On June 8, 1968, a funeral train carrying Senator Robert F. Kennedy’s body traveled from New York City to Washington, D.C. He had been assassinated three days earlier and was to be buried in Arlington National Cemetery. This was just two months after Martin Luther King Jr. was killed and five years after the assassination of John F. Kennedy, Bobby’s older brother. The train’s journey became a spontaneous memorial, as thousands of mourners gathered along the tracks to pay their last respects to a man who had been a symbol of hope for the nation.
Reprise, Bobby Kennedy, The Train: "Each time a man stands up for an ideal, or acts to improve the lot of others, or strikes out against injustice, he sends forth a tiny ripple of hope"
Paul Fusco, Untitled, from the series RFK Funeral Train, 1968, printed 2008; collection SFMOMA, purchase through a gift of Randi and Bob Fisher, Nion McEvoy, Kate and Wes Mitchell, The Black Dog Private Foundation, Candace and Vincent Gaudiani, Michele and Chris Meany, Jane and Larry Reed, and John A. MacMahon; © Magnum Photos, courtesy Danziger Gallery
Updated: The Train: Three Views of Robert F. Kennedy’s Last Journey
Artist Interviews
Explore how Paul Fusco came to capture the RFK Funeral Train photographs and how the series inspired works by Rein Jelle Terpstra and Phillipe Parreno.

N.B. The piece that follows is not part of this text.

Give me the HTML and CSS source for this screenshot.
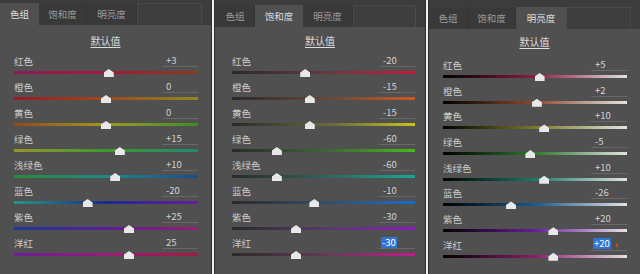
FILE: index.html
```html
<!DOCTYPE html>
<html lang="zh">
<head>
<meta charset="utf-8">
<link rel="stylesheet" href="styles.css">
</head>
<body>
<div class="panel p1">
  <div class="tabbar">
    <div class="tab active">色组</div>
    <div class="tab">饱和度</div>
    <div class="tab">明亮度</div>
    <div class="filler"></div>
  </div>
  <div class="heading"><span>默认值</span></div>
  <div class="rows">
    <div class="row"><div class="lbl"><span>红色</span><span class="val">+3</span></div><div class="slider"><div class="track h-red"></div><i class="thumb" style="left:51.5%"></i></div></div>
    <div class="row"><div class="lbl"><span>橙色</span><span class="val">0</span></div><div class="slider"><div class="track h-orange"></div><i class="thumb" style="left:50%"></i></div></div>
    <div class="row"><div class="lbl"><span>黄色</span><span class="val">0</span></div><div class="slider"><div class="track h-yellow"></div><i class="thumb" style="left:50%"></i></div></div>
    <div class="row"><div class="lbl"><span>绿色</span><span class="val">+15</span></div><div class="slider"><div class="track h-green"></div><i class="thumb" style="left:57.5%"></i></div></div>
    <div class="row"><div class="lbl"><span>浅绿色</span><span class="val">+10</span></div><div class="slider"><div class="track h-aqua"></div><i class="thumb" style="left:55%"></i></div></div>
    <div class="row"><div class="lbl"><span>蓝色</span><span class="val">-20</span></div><div class="slider"><div class="track h-blue"></div><i class="thumb" style="left:40%"></i></div></div>
    <div class="row"><div class="lbl"><span>紫色</span><span class="val">+25</span></div><div class="slider"><div class="track h-purple"></div><i class="thumb" style="left:62.5%"></i></div></div>
    <div class="row"><div class="lbl"><span>洋红</span><span class="val">25</span></div><div class="slider"><div class="track h-magenta"></div><i class="thumb" style="left:62.5%"></i></div></div>
  </div>
</div>
<div class="panel p2">
  <div class="tabbar">
    <div class="tab">色组</div>
    <div class="tab active">饱和度</div>
    <div class="tab">明亮度</div>
    <div class="filler"></div>
  </div>
  <div class="heading"><span>默认值</span></div>
  <div class="rows">
    <div class="row"><div class="lbl"><span>红色</span><span class="val">-20</span></div><div class="slider"><div class="track s-red"></div><i class="thumb" style="left:40%"></i></div></div>
    <div class="row"><div class="lbl"><span>橙色</span><span class="val">-15</span></div><div class="slider"><div class="track s-orange"></div><i class="thumb" style="left:42.5%"></i></div></div>
    <div class="row"><div class="lbl"><span>黄色</span><span class="val">-15</span></div><div class="slider"><div class="track s-yellow"></div><i class="thumb" style="left:42.5%"></i></div></div>
    <div class="row"><div class="lbl"><span>绿色</span><span class="val">-60</span></div><div class="slider"><div class="track s-green"></div><i class="thumb" style="left:24.5%"></i></div></div>
    <div class="row"><div class="lbl"><span>浅绿色</span><span class="val">-60</span></div><div class="slider"><div class="track s-aqua"></div><i class="thumb" style="left:24.5%"></i></div></div>
    <div class="row"><div class="lbl"><span>蓝色</span><span class="val">-10</span></div><div class="slider"><div class="track s-blue"></div><i class="thumb" style="left:45%"></i></div></div>
    <div class="row"><div class="lbl"><span>紫色</span><span class="val">-30</span></div><div class="slider"><div class="track s-purple"></div><i class="thumb" style="left:35%"></i></div></div>
    <div class="row"><div class="lbl"><span>洋红</span><span class="val"><span class="sel">-30</span></span></div><div class="slider"><div class="track s-magenta"></div><i class="thumb" style="left:35%"></i></div></div>
  </div>
</div>
<div class="panel p3">
  <div class="tabbar">
    <div class="tab">色组</div>
    <div class="tab">饱和度</div>
    <div class="tab active">明亮度</div>
    <div class="filler"></div>
  </div>
  <div class="heading"><span>默认值</span></div>
  <div class="rows">
    <div class="row"><div class="lbl"><span>红色</span><span class="val">+5</span></div><div class="slider"><div class="track l-red"></div><i class="thumb" style="left:52.5%"></i></div></div>
    <div class="row"><div class="lbl"><span>橙色</span><span class="val">+2</span></div><div class="slider"><div class="track l-orange"></div><i class="thumb" style="left:51%"></i></div></div>
    <div class="row"><div class="lbl"><span>黄色</span><span class="val">+10</span></div><div class="slider"><div class="track l-yellow"></div><i class="thumb" style="left:55%"></i></div></div>
    <div class="row"><div class="lbl"><span>绿色</span><span class="val">-5</span></div><div class="slider"><div class="track l-green"></div><i class="thumb" style="left:47.5%"></i></div></div>
    <div class="row"><div class="lbl"><span>浅绿色</span><span class="val">+10</span></div><div class="slider"><div class="track l-aqua"></div><i class="thumb" style="left:55%"></i></div></div>
    <div class="row"><div class="lbl"><span>蓝色</span><span class="val">-26</span></div><div class="slider"><div class="track l-blue"></div><i class="thumb" style="left:37%"></i></div></div>
    <div class="row"><div class="lbl"><span>紫色</span><span class="val">+20</span></div><div class="slider"><div class="track l-purple"></div><i class="thumb" style="left:60%"></i></div></div>
    <div class="row"><div class="lbl"><span>洋红</span><span class="val"><span class="sel">+20</span><span class="caret"></span></span></div><div class="slider"><div class="track l-magenta"></div><i class="thumb" style="left:60%"></i></div></div>
  </div>
</div>
</body>
</html>
```
FILE: styles.css
```css
html, body {
  margin: 0;
  padding: 0;
}
body {
  width: 640px;
  height: 274px;
  overflow: hidden;
  background: #f2f2f2;
  display: flex;
  gap: 2px;
  font-family: "Noto Sans CJK SC", "Noto Sans", sans-serif;
  font-size: 9.5px;
  color: #cccccc;
}
.panel {
  width: 212px;
  height: 274px;
  box-sizing: border-box;
  background: #505050;
  display: flex;
  flex-direction: column;
}
.p1 { border-right: 1px solid #2e2e2e; }
.p2 { border-left: 1px solid #2e2e2e; border-right: 1px solid #2e2e2e; }
.p3 { border-left: 1px solid #2e2e2e; }

.tabbar {
  display: flex;
  background: #3c3c3c;
  padding-top: 3px;
  height: 25px;
  box-sizing: border-box;
  flex: none;
}
.p2 .tabbar { padding-top: 5px; height: 27px; padding-left: 1px; }
.p3 .tabbar { padding-top: 7px; height: 29px; padding-left: 0; }
.tab {
  display: flex;
  align-items: center;
  justify-content: center;
  color: #9c9c9c;
  background: #393939;
  border-right: 1px solid #333;
  box-sizing: border-box;
}
.tab:nth-child(1) { width: 39px; }
.tab:nth-child(2) { width: 48px; }
.tab:nth-child(3) { width: 50px; }
.tab.active {
  background: #505050;
  color: #dedede;
  border-right: none;
}
.filler {
  flex: 1;
  margin-right: 9px;
  background: #3e3e3e;
  border: 1px solid #4a4a4a;
  border-bottom: none;
}

.heading {
  text-align: center;
  padding-top: 10px;
  height: 30px;
  box-sizing: border-box;
  line-height: 12px;
  font-size: 10px;
  color: #dcdcdc;
  flex: none;
}
.p2 .heading { height: 28px; padding-top: 8px; }
.p3 .heading { height: 30px; padding-top: 7px; }
.heading span {
  text-decoration: underline;
  text-underline-offset: 2px;
}

.rows {
  padding: 0 13px 0 14px;
}
.p2 .rows { padding: 0 10px 0 17px; }
.p3 .rows { padding: 0 13px 0 14px; }
.row {
  height: 26px;
}
.p3 .row { height: 25.7px; }
.lbl {
  display: flex;
  justify-content: space-between;
  align-items: flex-end;
  height: 12px;
  line-height: 12px;
  white-space: nowrap;
}
.val {
  width: 36px;
  box-sizing: border-box;
  padding-left: 4px;
  border-bottom: 1px solid #686868;
  height: 13px;
  line-height: 12px;
  color: #d0d0d0;
  display: flex;
  align-items: center;
}
.sel {
  background: #2f74d4;
  color: #ffffff;
  padding: 0 1px;
  margin-left: -2px;
  line-height: 11px;
}
.caret {
  display: inline-block;
  width: 2px;
  height: 3px;
  background: #b8541c;
  margin-left: 5px;
  margin-top: 4px;
}
.slider {
  position: relative;
  height: 9px;
  margin-top: 1px;
}
.track {
  position: absolute;
  left: 0;
  right: 0;
  top: 3px;
  height: 3px;
}
.thumb {
  position: absolute;
  top: 1px;
  width: 10px;
  height: 8px;
  margin-left: -5px;
  background: #e8e8e8;
  clip-path: polygon(50% 0, 100% 45%, 100% 100%, 0 100%, 0 45%);
}

/* hue */
.h-red { background: linear-gradient(90deg, #8c1c58, #a11a3a 50%, #8a3a1e); }
.h-orange { background: linear-gradient(90deg, #941c24, #a0481a 50%, #8e8a22); }
.h-yellow { background: linear-gradient(90deg, #94481a, #a09a22 50%, #3e8e24); }
.h-green { background: linear-gradient(90deg, #96962a, #3c9a2c 50%, #228a74); }
.h-aqua { background: linear-gradient(90deg, #2a8c3a, #1c8a86 50%, #1c4c8e); }
.h-blue { background: linear-gradient(90deg, #2a9484, #1a2c8c 50%, #6a1c9a); }
.h-purple { background: linear-gradient(90deg, #1c3a98, #5a1c9c 50%, #9a1c76); }
.h-magenta { background: linear-gradient(90deg, #6a1c9a, #9a1c7a 50%, #a21c3a); }

/* saturation */
.s-red { background: linear-gradient(90deg, #2a2a2a, #6a3a42 55%, #c8183e); }
.s-orange { background: linear-gradient(90deg, #2a2a2a, #6a4a3a 55%, #cc5a20); }
.s-yellow { background: linear-gradient(90deg, #2a2a2a, #6a6a3a 55%, #c8c41e); }
.s-green { background: linear-gradient(90deg, #2a2a2a, #3e6a36 55%, #44bc1a); }
.s-aqua { background: linear-gradient(90deg, #2a2a2a, #2e6a60 55%, #14aa92); }
.s-blue { background: linear-gradient(90deg, #2a2a2a, #34506e 55%, #1a6ccc); }
.s-purple { background: linear-gradient(90deg, #2a2a2a, #5a3a6e 55%, #8c18c4); }
.s-magenta { background: linear-gradient(90deg, #2a2a2a, #6a3a5a 55%, #c41a8c); }

/* luminance */
.l-red { background: linear-gradient(90deg, #000, #8e1c40 50%, #e2e2e2); }
.l-orange { background: linear-gradient(90deg, #000, #8e4a2a 50%, #e2e2e2); }
.l-yellow { background: linear-gradient(90deg, #000, #7a7a26 50%, #e2e2e2); }
.l-green { background: linear-gradient(90deg, #000, #2a7a2a 50%, #e2e2e2); }
.l-aqua { background: linear-gradient(90deg, #000, #1a7a6a 50%, #e2e2e2); }
.l-blue { background: linear-gradient(90deg, #000, #1a5a8e 50%, #e2e2e2); }
.l-purple { background: linear-gradient(90deg, #000, #6a1c9c 50%, #e2e2e2); }
.l-magenta { background: linear-gradient(90deg, #000, #8e1c6a 50%, #e2e2e2); }
```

Philippe Parreno, June 8, 1968, 2009 (film still); © Philippe Parreno, courtesy Maja Hoffmann / LUMA Foundation
Memory is always reinventing history. Memory is how we see history in the present day.
CLÉMENT CHÉROUX, SENIOR CURATOR OF PHOTOGRAPHY
The Train: RFK’s Last Journey looks at this historic event through three distinct projects: color photographs that photojournalist Paul Fusco took from the train; snapshots and home movies by the spectators themselves, collected from 2014 to 2018 by Dutch artist Rein Jelle Terpstra; and a 70mm film reenactment of the train’s journey by French contemporary artist Philippe Parreno. This exhibition is the first time all three works will be shown together. While Fusco was not the only photographer taking official shots of the funeral that day, his photographs provide a unique view of the event. Terpstra’s research project and Parreno’s film each provide another. As Clément Chéroux, senior curator of photography, says, “The history of the event should be built through all these different documents, and all these different views.”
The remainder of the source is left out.